Возвышенные думы унесли меня так далеко, что я пропустил часть службы, и мое нервное предчувствие насчет псалмов вернулось, но ненадолго. На сороковом стихе я проверил свои симптомы и нашел, что все в порядке; по опыту я знал, что за четыре стиха ничего непредвиденного со мной не произойдет.

Возник зловещий звук; священник затянул на более низкой ноте: "Отче наш, сущий на небесах". Сердце у меня упало. Началась литания. Я сразу же взглянул на часы; лучший известный мне способ выстоять в этой пытке - загадать, сколько она продлится.

Обычно я отключал разум и не воспринимал монотонное гудение, ждал лишь, когда изменится его ритм - верный признак того, что конец близок. Но на сей раз вдруг прорезались какие-то слова, и фраза "несчастные грешники" неприятно поразила меня.

Все во мне восстало против этих слов. Почему мы должны называть себя грешниками? Жизнь есть жизнь, и порой бывает, что своими поступками люди причиняют другим людям боль. Взять Дженкинса и Строуда. Они что, грешники?
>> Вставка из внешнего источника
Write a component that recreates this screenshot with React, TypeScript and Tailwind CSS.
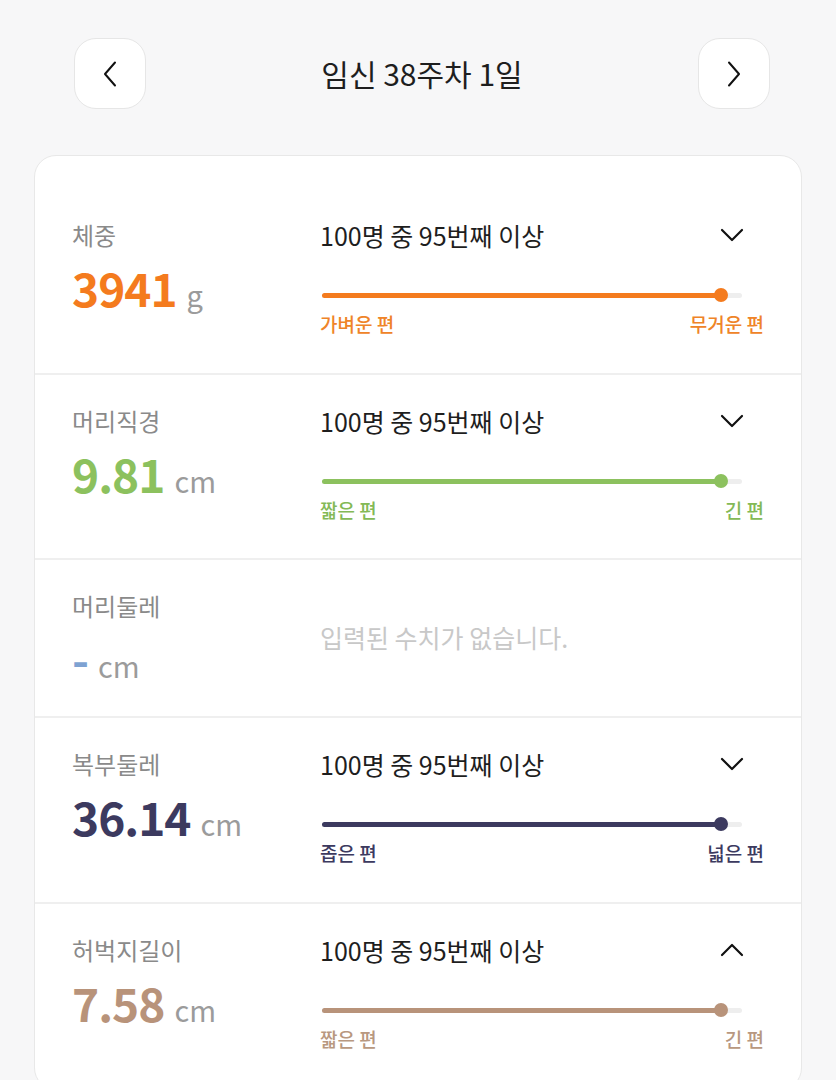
import React from "react";

type Metric = {
  label: string;
  value: string;
  unit: string;
  color: string;
  labelColor: string;
  percent?: number;
  low?: string;
  high?: string;
  open?: boolean;
  rowClass: string;
};

const metrics: Metric[] = [
  {
    label: "체중",
    value: "3941",
    unit: "g",
    color: "text-[#f47b1e]",
    labelColor: "text-[#ef8428]",
    percent: 95,
    low: "가벼운 편",
    high: "무거운 편",
    rowClass: "h-[219px] pt-[62px]",
  },
  {
    label: "머리직경",
    value: "9.81",
    unit: "cm",
    color: "text-[#8cc15e]",
    labelColor: "text-[#84b956]",
    percent: 95,
    low: "짧은 편",
    high: "긴 편",
    rowClass: "h-[185px] pt-[29px]",
  },
  {
    label: "머리둘레",
    value: "-",
    unit: "cm",
    color: "text-[#7ea2d2]",
    labelColor: "",
    rowClass: "h-[158px] pt-[29px]",
  },
  {
    label: "복부둘레",
    value: "36.14",
    unit: "cm",
    color: "text-[#3c3a5f]",
    labelColor: "text-[#3c3a5f]",
    percent: 95,
    low: "좁은 편",
    high: "넓은 편",
    rowClass: "h-[186px] pt-[29px]",
  },
  {
    label: "허벅지길이",
    value: "7.58",
    unit: "cm",
    color: "text-[#b8937a]",
    labelColor: "text-[#b89880]",
    percent: 95,
    low: "짧은 편",
    high: "긴 편",
    open: true,
    rowClass: "h-[185px] pt-[29px]",
  },
];

const barFill: Record<string, string> = {
  "체중": "bg-[#f47b1e]",
  "머리직경": "bg-[#8cc15e]",
  "복부둘레": "bg-[#3c3a5f]",
  "허벅지길이": "bg-[#b8937a]",
};

function Chevron({ up }: { up?: boolean }) {
  return (
    <svg width="24" height="14" viewBox="0 0 24 14" fill="none">
      <path
        d={up ? "M2 12 L12 2 L22 12" : "M2 2 L12 12 L22 2"}
        stroke="#111"
        strokeWidth="2.2"
        strokeLinecap="round"
        strokeLinejoin="round"
      />
    </svg>
  );
}

function NavButton({ dir }: { dir: "prev" | "next" }) {
  return (
    <button className="w-[72px] h-[71px] rounded-[22px] bg-white border-[1.5px] border-[#e6e6e6] flex items-center justify-center">
      <svg width="14" height="26" viewBox="0 0 14 26" fill="none">
        <path
          d={dir === "prev" ? "M12 1.5 L2 13 L12 24.5" : "M2 1.5 L12 13 L2 24.5"}
          stroke="#111"
          strokeWidth="2"
          strokeLinecap="round"
          strokeLinejoin="round"
        />
      </svg>
    </button>
  );
}

function Row({ m, last }: { m: Metric; last: boolean }) {
  const hasData = m.percent !== undefined;
  return (
    <div
      className={`flex pl-[37px] pr-[37px] ${m.rowClass} ${
        last ? "" : "border-b-2 border-[#efefef]"
      }`}
    >
      <div className="w-[248px] shrink-0 flex flex-col">
        <div className="h-[34px] leading-[34px] text-[24px] text-[#8a8a8a]">
          {m.label}
        </div>
        <div className="mt-[10px] h-[50px] flex items-baseline">
          <span
            className={`text-[46px] leading-[50px] font-bold tracking-[-1px] ${m.color}`}
          >
            {m.value}
          </span>
          <span className="ml-[10px] text-[29px] leading-[50px] text-[#9b9b9b]">
            {m.unit}
          </span>
        </div>
      </div>

      {hasData ? (
        <div className="flex-1 flex flex-col">
          <div className="h-[34px] flex items-center justify-between pr-[20px]">
            <span className="text-[25px] leading-[34px] text-[#1e1e1e]">
              100명 중 95번째 이상
            </span>
            <Chevron up={m.open} />
          </div>
          <div className="mt-[36px] ml-[2px] w-[420px] h-[14px] relative flex items-center">
            <div className="w-full h-[5px] rounded-full bg-[#eeeeee]" />
            <div
              className={`absolute left-0 h-[5px] rounded-full ${barFill[m.label]}`}
              style={{ width: `${m.percent}%` }}
            />
            <div
              className={`absolute w-[14px] h-[14px] rounded-full -translate-x-1/2 ${barFill[m.label]}`}
              style={{ left: `${m.percent}%` }}
            />
          </div>
          <div
            className={`mt-[9px] flex justify-between text-[19px] leading-[26px] font-medium ${m.labelColor}`}
          >
            <span>{m.low}</span>
            <span>{m.high}</span>
          </div>
        </div>
      ) : (
        <div className="flex-1 flex items-center -mt-[29px]">
          <span className="text-[25px] text-[#c8c8c8]">
            입력된 수치가 없습니다.
          </span>
        </div>
      )}
    </div>
  );
}

export default function App() {
  return (
    <div
      className="h-[1080px] overflow-hidden bg-[#f7f7f8]"
      style={{ fontFamily: '"Noto Sans CJK KR", "Noto Sans", sans-serif' }}
    >
      <div className="pt-[38px] pl-[74px] pr-[66px] flex items-center justify-between">
        <NavButton dir="prev" />
        <h1 className="text-[30px] text-[#1e1e1e] font-normal">
          임신 38주차 1일
        </h1>
        <NavButton dir="next" />
      </div>

      <div className="mt-[46px] mx-[34px] w-[768px] bg-white border-[1.5px] border-[#e8e8e8] rounded-[22px]">
        {metrics.map((m, i) => (
          <Row key={m.label} m={m} last={i === metrics.length - 1} />
        ))}
      </div>
    </div>
  );
}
Даже когда гонения на меня достигли апогея, я не считал их таковыми: они были мальчишки, как и я, и поставили меня в положение, из которого нельзя было выбраться, не пошевелив мозгами; и я вышел из этого положения с честью - мы поменялись ролями. А если бы я почел их за грешников, которые уповали на милосердие божье и никак не ждали от меня ответного удара, история моего спасения утратила бы смак, изюминку. В такой победе не было бы моей заслуги: как же, ведь все в руках господних, я тут ни при чем. Мне осталось бы только признать грешником себя - ведь это я навлек на Дженкинса и Строуда проклятье.

Нет, все больше распаляясь, думал я, у жизни свои законы, и защищаться от превратностей судьбы я должен сам, и нечего распускать перед Богом нюни насчет грехов, чужих или своих собственных. Вот человек попал в переплет - ну, назовет он людей, виновных в этом, несчастными грешниками - что от этого изменится? Или назовет несчастным грешником себя? Мне не нравилось, что христианство хочет записать в грешники всех, подстричь всех под одну гребенку; это как игра в крикет под дождем - каждый свои неудачи сваливает на плохую погоду; недурна отговорка! Жизнь дана человеку, как испытание, проверить его мужество, находчивость, силы. Пусть она проверит меня, я готов: не хочу падать ниц и вопить, что я - несчастный грешник!

Но понятие добра привлекало меня - я не считал, что оно противоположно греху. Мне виделось в нем нечто яркое, правильное и придающее силы - словно солнечный свет, которым следует восхищаться, но издалека.

Собранные вместе виконты в рамки этого понятия укладывались, распространялось оно и на Модсли, их наместников, правда, уже не настолько бесспорно, но и все-таки это выделяло их из общей людской массы. Они были словно другого племени, взрослые высшей пробы, их жизнь текла совсем не по тем законам, что у мальчишек.